Step 10: Tweaked linker script, everything ok

We added COMMON to the sections added to BSS, which made sure that g_channels gets cleared and that channel_new() succeeds. There’s a flag you can give to gcc, -fno-common, that will tell it to not place things in COMMON, but we still needed the link script fix because a couple of variables from our stdlib were also in COMMON.

Tying up some loose ends

But we’re forgetting something - how did we end up in the init code at all? There were no references to it from the serial task code, so it shouldn’t be possible. To understand this, we need to know a little something about memory on embedded systems.

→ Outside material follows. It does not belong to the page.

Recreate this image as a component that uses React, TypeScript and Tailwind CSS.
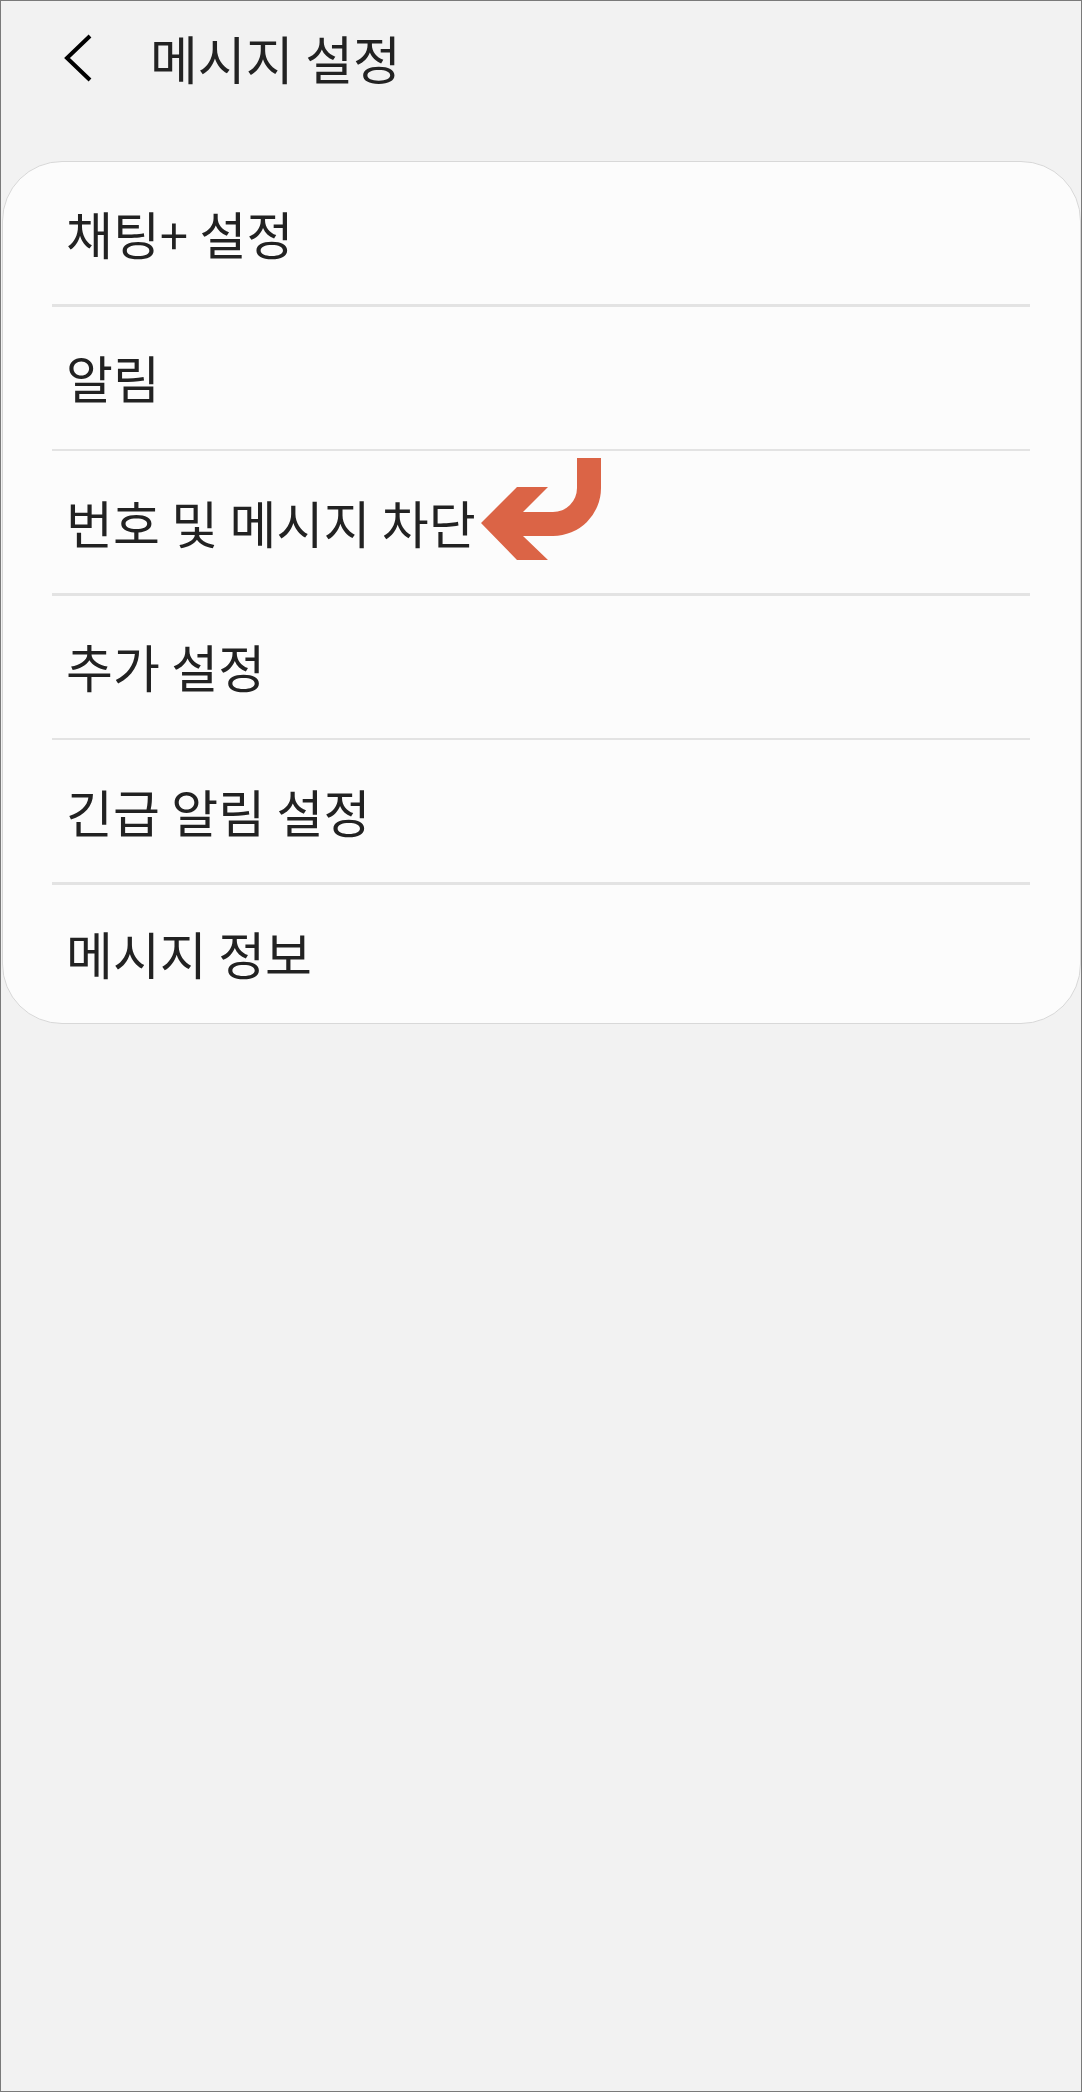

On ARM microcontrollers there's usually nothing special about NULL, its just a pointer that points to address zero, and that’s usually the beginning of Flash, where your code is. On the Cortex M series an interrupt vector is placed at address zero, which contains a bunch of function pointers:

Addr  Value
   0  initial stack pointer
   4  init function
   8  ...

When running things on a larger machine with an MMU you’re probably going to have a special ”not touching allowed” page mapped to NULL, that will cause a segfault if you try to even read from it. Not so on small embedded devices. Here the read will succeed and your code will continue running. In our case, this is how we managed to get the address to the init code. Notice that the second value above is a pointer to the init function. Now look at our serial handling code:

struct channel_t {
    uint32_t something;
    void (*add_data)(void *, uint8_t, uint32_t);
    ...
}

serial_receive_result_t serial_channel_add_data(channel_t *ch, uint8_t byte, uint32_t timestamp)
{
    return ch->add_data(ch, byte, timestamp);
}

The serial task calls serial_channel_add_data() with ch set to NULL. Then serial_channel_add_data() calls the function pointer in channel, which is offset from the base address of the channel by 4 bytes. So if channel is NULL, it treats NULL+4 as a function pointer - and this is where the pointer to our init code is.

Mystery solved; as usual it’s all due to a series of minor details being wrong.